Later, Jackson became Stokes' confidant.

"He knew where the skeletons are in the closet here," Jackson said. "He took it to the grave with him, and I'm going to do the same. He told me some terrible stories. But he realized like any other house, you've got skeletons in the closet. He also realized how many families were being helped by this place being here."

Stokes was born in 1920 on the land that had been Fruitlands Nurseries, which closed by 1918. His family still lived there when the land was bought to become Augusta National Golf Club. In a 1996 interview with The Chronicle, Stokes said he helped clear trees for the routing of Augusta National.
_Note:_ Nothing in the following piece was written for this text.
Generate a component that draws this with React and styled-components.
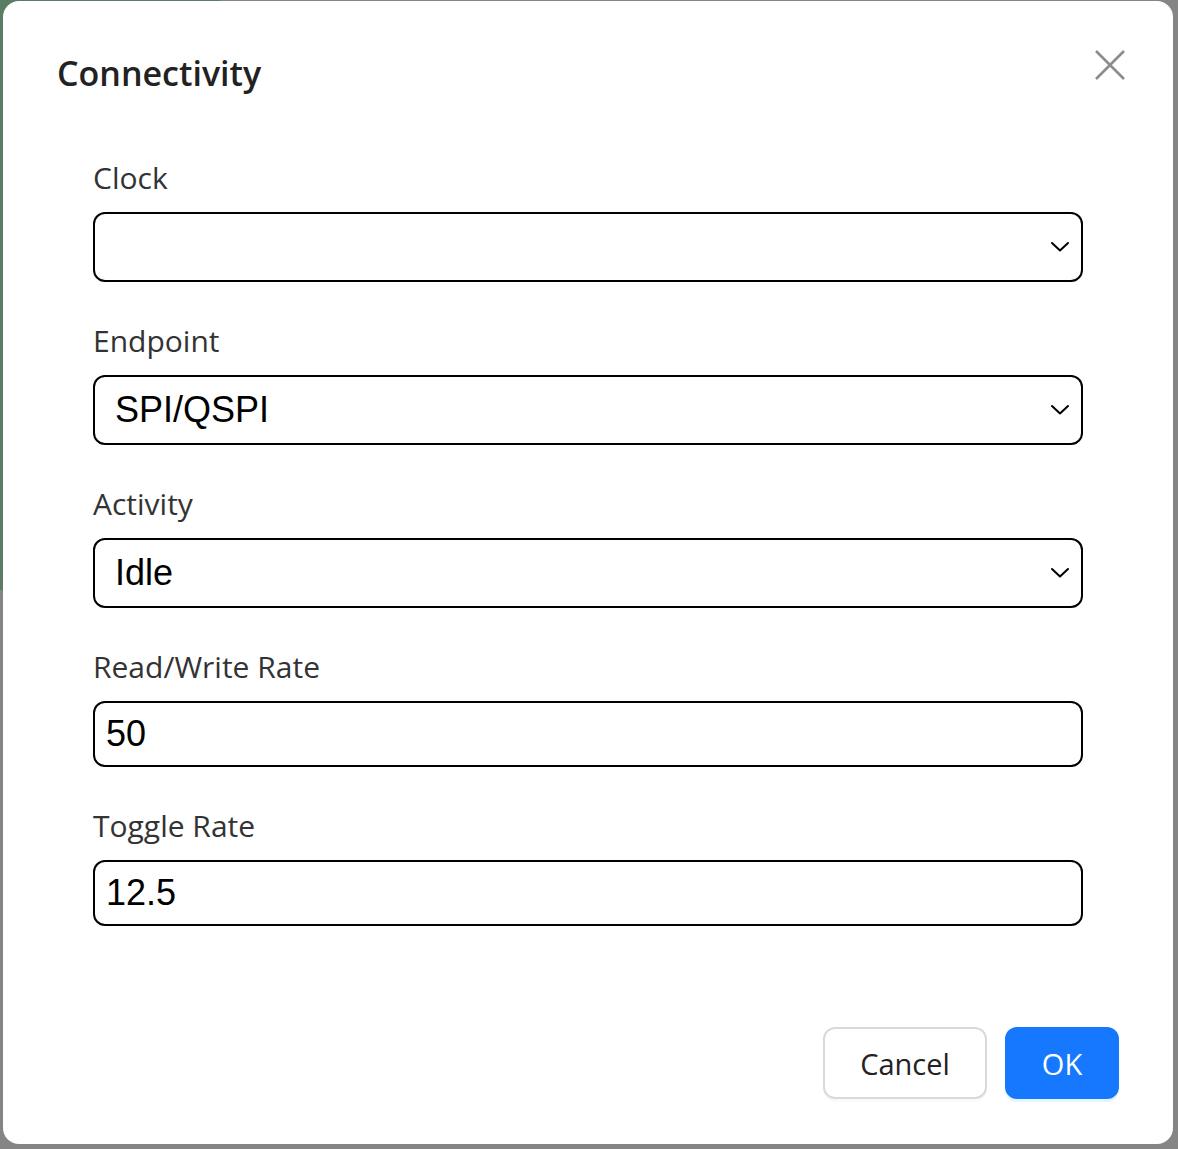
import React from 'react';
import styled, { createGlobalStyle } from 'styled-components';

const GlobalStyle = createGlobalStyle`
  html, body {
    margin: 0;
    padding: 0;
    height: 100%;
    background: #ffffff;
  }
  #root { height: 100%; }
`;

const Page = styled.div`
  display: flex;
  height: 100vh;
  overflow: hidden;
`;

const Sidebar = styled.div`
  width: 220px;
  height: 590px;
  background: #b0efbf;
`;

const Content = styled.div`
  flex: 1;
  background: #ffffff;
`;

const Overlay = styled.div`
  position: fixed;
  inset: 0;
  background: rgba(0, 0, 0, 0.48);
`;

const Dialog = styled.div`
  position: fixed;
  top: 1px;
  left: 3px;
  width: 1170px;
  height: 1143px;
  box-sizing: border-box;
  background: #ffffff;
  border-radius: 16px;
  padding: 52px 54px 45px;
  display: flex;
  flex-direction: column;
  font-family: "Open Sans", "Noto Sans", sans-serif;
`;

const Header = styled.div`
  display: flex;
  justify-content: space-between;
  align-items: flex-start;
`;

const Title = styled.h2`
  margin: 0;
  font-size: 34px;
  line-height: 40px;
  font-weight: 600;
  color: #222222;
`;

const CloseButton = styled.button`
  border: 0;
  background: none;
  padding: 0;
  margin: -5px -8px 0 0;
  width: 34px;
  height: 34px;
  display: flex;
  align-items: center;
  justify-content: center;
  color: #8c8c8c;
  cursor: pointer;
`;

const Form = styled.div`
  display: flex;
  flex-direction: column;
  gap: 39px;
  padding: 65px 36px 0;
`;

const Field = styled.div`
  display: flex;
  flex-direction: column;
  gap: 14px;
`;

const Label = styled.label`
  font-size: 30px;
  line-height: 40px;
  color: #333333;
`;

const SelectBox = styled.div`
  height: 70px;
  box-sizing: border-box;
  border: 2px solid #000000;
  border-radius: 12px;
  padding: 0 10px 0 20px;
  display: flex;
  align-items: center;
  justify-content: space-between;
  font-family: "Liberation Sans", Arial, sans-serif;
  font-size: 36px;
  color: #000000;
`;

const TextInput = styled.input`
  height: 66px;
  box-sizing: border-box;
  border: 2px solid #000000;
  border-radius: 12px;
  padding: 0 11px;
  font-family: "Liberation Sans", Arial, sans-serif;
  font-size: 36px;
  color: #000000;
  outline: none;
`;

const Footer = styled.div`
  margin-top: auto;
  display: flex;
  justify-content: flex-end;
  gap: 18px;
`;

const Button = styled.button`
  height: 72px;
  box-sizing: border-box;
  padding: 0;
  width: ${p => (p.$primary ? '114px' : '164px')};
  border-radius: 12px;
  font-family: "Open Sans", "Noto Sans", sans-serif;
  font-size: 29px;
  cursor: pointer;
  border: 2px solid ${p => (p.$primary ? '#1677ff' : '#d9d9d9')};
  background: ${p => (p.$primary ? '#1677ff' : '#ffffff')};
  color: ${p => (p.$primary ? '#ffffff' : '#222222')};
  box-shadow: ${p => (p.$primary ? '0 3px 0 rgba(5, 145, 255, 0.1)' : '0 3px 0 rgba(0, 0, 0, 0.02)')};
`;

const Chevron = () => (
  <svg width="22" height="22" viewBox="0 0 22 22" fill="none">
    <polyline points="3,7 11,14.5 19,7" stroke="#000" strokeWidth="2" strokeLinecap="round" strokeLinejoin="round" />
  </svg>
);

const CloseIcon = () => (
  <svg width="32" height="32" viewBox="0 0 32 32">
    <path d="M2 2 L30 30 M30 2 L2 30" stroke="currentColor" strokeWidth="2.6" />
  </svg>
);

const selects = [
  { label: 'Clock', value: '' },
  { label: 'Endpoint', value: 'SPI/QSPI' },
  { label: 'Activity', value: 'Idle' },
];

const inputs = [
  { label: 'Read/Write Rate', value: '50' },
  { label: 'Toggle Rate', value: '12.5' },
];

export default function App() {
  return (
    <>
      <GlobalStyle />
      <Page>
        <Sidebar />
        <Content />
      </Page>
      <Overlay />
      <Dialog role="dialog">
        <Header>
          <Title>Connectivity</Title>
          <CloseButton aria-label="Close">
            <CloseIcon />
          </CloseButton>
        </Header>
        <Form>
          {selects.map(s => (
            <Field key={s.label}>
              <Label>{s.label}</Label>
              <SelectBox>
                <span>{s.value}</span>
                <Chevron />
              </SelectBox>
            </Field>
          ))}
          {inputs.map(i => (
            <Field key={i.label}>
              <Label>{i.label}</Label>
              <TextInput defaultValue={i.value} />
            </Field>
          ))}
        </Form>
        <Footer>
          <Button>Cancel</Button>
          <Button $primary>OK</Button>
        </Footer>
      </Dialog>
    </>
  );
}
"I was born and raised there," Stokes said in the interview. "It was a farm when I was young. I went out there every morning and I'd plow for cotton and corn. When they started building the course, I remember cutting down trees on No. 10 and No. 11."

Once the course opened in 1932, Stokes stayed on to caddie, which he did for the rest of his life, with the exception of 1943-46, when he served in the military.

"Caddying was the main part of his life," said Stokes' brother, Latimer Stokes. "He could do other jobs, like roofing and siding, but when the golf course would open up in October, that was it; he went back to caddying."

Latimer Stokes said he recalls that his brother was known as "the godfather of the golf course. When the caddiemaster rated the caddies, he was No. 1."

Stokes and Bennett were fellow caddies during the glory years of black caddies at the course, until Bennett became Stokes' boss.

Bennett caddied in 10 Masters, starting in the early 1940s, when he got his first Masters bag as a teenager. He became caddiemaster in 1953.

Paquette, now 56, was 10 when he met Bennett, who was already working at Augusta National. In 1983, Bennett asked Paquette to be one of the first white caddies at the course.

Five years later, he became the paymaster/caddiehouse manager.

"I had an unofficial schooling (from Bennett) in how to deal from the lowest down to the top," Paquette said. "I could talk to Warren Buffett or any of the members and make sure everything was OK and good. Freddie was like their (the club's) ambassador. That's what I picked up from Freddie."

Bennett was much more than just the club's caddiemaster, Paquette said.

"Anytime they had a problem with a black (employee), Freddie handled it," Paquette said. "He was the smoother-over. Freddie would talk to the employee and calm things down. That's just the way Freddie was. Everybody knew him. He once said he doubted anybody in town knew more people than he did."

Edward White, who is in charge of the bag room and cart fleet at Augusta National, said: "Freddie knew every crack and everything about this place."

Paquette said Bennett would help out anyone.

"I don't know if I ever remember hearing him say no," Paquette said. "He'd say, 'Let me check it out or let me look into it.'"

Said Jackson: "As mad as they (caddies) would make him, he was fair to them in the end and got things worked out."

Augusta National members would sometimes ask Bennett which caddies he'd recommend for work at their houses.

"They'd go by Freddie's house," Paquette said of the members. "That's why anytime you rode by Freddie's house, he was sitting out on the front porch. When some member needed something done, like roofing or plumbing or yard work, Freddie would go find the caddie and take them up there."

It was on that front porch at Bennett's home on Monte Sano Avenue that Paquette last saw Bennett, about two weeks before his death.

"We just talked; it was regular stuff," Paquette said. "He said he was feeling a little better, but that he could be better. We pretty much were shooting the bull."

"He'd always smile and say 'I'm doing all right,'" said Augusta National caddie Alex Brinson.

So many people planned to attend Bennett's funeral that it was moved from his church to Paine College.

"There were quite a few (Augusta National) members there," White said. "All the local members were there, and a few out-of-town members, too. It was a big funeral. A lot of people paid their respects to Freddie."